|Title||Vision-Language Integration in AI: a reality check|
|Publication Type||Conference Papers|
|Year of Publication||2004|
|Authors||Pastra, K, Wilks, Y|
|Conference Name||Proceedings of the 16th European Conference in Artificial Intelligence|
Multimodal human to human interaction requires integration of the contents/meaning of the modalities involved. Artificial Intelligence (AI) multimodal prototypes attempt to go beyond technical integration of modalities to this kind of meaning integration that allows for coherent, natural, “intelligent” communication with humans. Though bringing many multimedia-related AI research fields together, integration and in particular vision-language integration is an issue that remains still in the background. In this paper, we attempt to make up for this lacuna by shedding some light on how, why and to what extent vision-language content integration takes place within AI. We present a taxonomy of vision-language integration prototypes which resulted from an extensive survey of such prototypes across a wide range of AI research areas and which uses a prototype’s integration purpose as the guiding criterion for classification.

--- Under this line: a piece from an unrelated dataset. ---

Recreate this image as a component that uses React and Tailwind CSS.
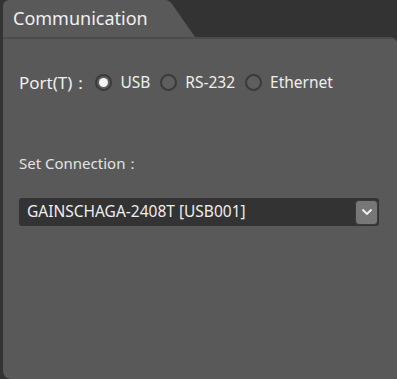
import React, { useState } from 'react';

const font = { fontFamily: '"Segoe UI", "Noto Sans", "Open Sans", sans-serif' };

const Radio = ({ checked, label, onClick }) => (
  <button onClick={onClick} className="flex items-center gap-[8px]">
    <span className="w-[17px] h-[17px] rounded-full border-[2px] border-[#3a3a3a] bg-[#5e5e5e] flex items-center justify-center">
      {checked && <span className="w-[9px] h-[9px] rounded-full bg-[#f4f4f4]"></span>}
    </span>
    <span className="text-[15.5px] text-[#eeeeee]">{label}</span>
  </button>
);

export default function App() {
  const [port, setPort] = useState('USB');

  return (
    <div className="w-[397px] h-[379px] bg-[#333333] overflow-hidden pl-[3px] flex flex-col" style={font}>
      {/* tab */}
      <div className="flex h-[37px] shrink-0">
        <div className="w-[158px] bg-[#595959] rounded-tl-[6px] pl-[10px] pt-[5px] text-[18px] text-[#f0f0f0]">
          Communication
        </div>
        <svg width="36" height="37" viewBox="0 0 36 37" className="block">
          <path d="M0 0 H4 Q8 0 11 4 L34 37 H0 Z" fill="#595959" />
        </svg>
      </div>

      {/* panel */}
      <div className="flex-1 bg-[#595959] border-t-[2px] border-[#4b4b4b] rounded-tr-[6px] rounded-bl-[8px] px-[16px] pt-[31px]">
        <div className="flex items-center">
          <span className="text-[17px] text-[#f0f0f0] mr-[6px]">Port(T)：</span>
          <div className="flex items-center gap-[10px]">
            <Radio checked={port === 'USB'} label="USB" onClick={() => setPort('USB')} />
            <Radio checked={port === 'RS-232'} label="RS-232" onClick={() => setPort('RS-232')} />
            <Radio checked={port === 'Ethernet'} label="Ethernet" onClick={() => setPort('Ethernet')} />
          </div>
        </div>

        <div className="mt-[56px] text-[15px] text-[#e4e4e4]">Set Connection：</div>

        <div className="mt-[24px] h-[28px] w-[360px] bg-[#333333] rounded-[3px] flex items-center justify-between pl-[8px] pr-[1px]">
          <span className="text-[15.5px] text-[#eeeeee]">GAINSCHAGA-2408T [USB001]</span>
          <span className="w-[23px] h-[25px] rounded-[4px] bg-[#777777] border border-[#3a3a3a] flex items-center justify-center">
            <svg width="12" height="8" viewBox="0 0 12 8">
              <path d="M1.5 1.5 L6 6 L10.5 1.5" fill="none" stroke="#f4f4f4" strokeWidth="1.8" />
            </svg>
          </span>
        </div>
      </div>
    </div>
  );
}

We look at the integration resources and mechanisms used in such prototypes and correlate them with theories of integration that emerge indirectly from computational models of the mind. We argue that state of the art vision-language prototypes fail to address core integration challenges automatically, because of human intervention in stages during the integration procedure that are tightly coupled with inherent characteristics of the integrated media. Last, we present VLEMA, a prototype that attempts to perform vision-language integration with minimal human intervention in these core integration stages.